I opened my emails today to find that I had been sponsored £52 by a fellow runner Krissy who is wonderful but who I have only met the once - admittedly we did get very drunk! I was so chuffed and emailed my marathon buddy Mandy to tell her about it and that I was only £17 short of reaching £1600 (the amount I guarenteed to raise for my charity)
Mandy then went to my justgiving site and sponsored me the other £17 to take me over my target by 1p! I love her!
Then one of my neighbours put an envelope with £10 in through my door for sponsorship as well. So a wonderful start to the day.
I have just sent out another begging email to various friends and family as it is pay day for most folks today or tomorrow. Nothing has boinged up yet but am hopeful that people will take pity on me and get me to £2000 before too much longer.
I also have a cake sale at school on the 13th March and an 80's disco on 15th March so pretty optomistic that £2k is reachable (is that even a word?)
Well I managed my first ever 18 mile run this week. I wish I could say it was a breeze but I found it quite hard and was very tired for the last 3 miles. Because I was achey and quite frankly a bit bored by this point I speeded up and ended up running the last few miles at a far faster pace than the first 15.
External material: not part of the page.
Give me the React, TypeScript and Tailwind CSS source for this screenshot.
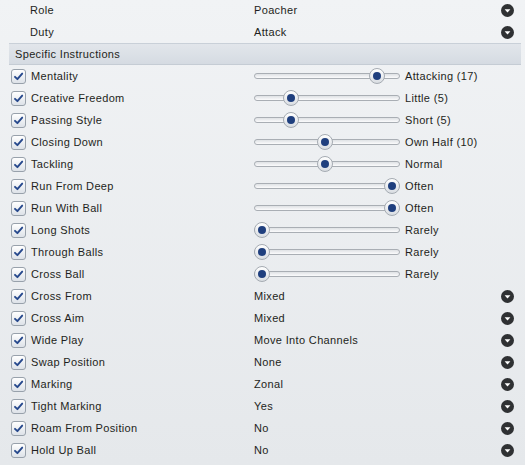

A beautiful run though in Windsor Great Park and I tried some new paths that I had never been on before - pity they were mainly hilly but I suppose it is good exercise.
Before I left my mum told me not to do too much - I did point out that as I was going out to run 18 miles it was a pointless thing to say - how much is too much?
I am fairly confident about the marathon just worried that I will go out too fast and not have anything left in the tank for the last few miles. I mean after the 18 miler did I have enough left to run another 8 miles? Not sure I did. Still I have another 7 weeks to train to make sure that I can.
7 weeks today - a rest week this week of 3 x 6 miles and then the following week we go up to 20 miles - my longest run ever - again!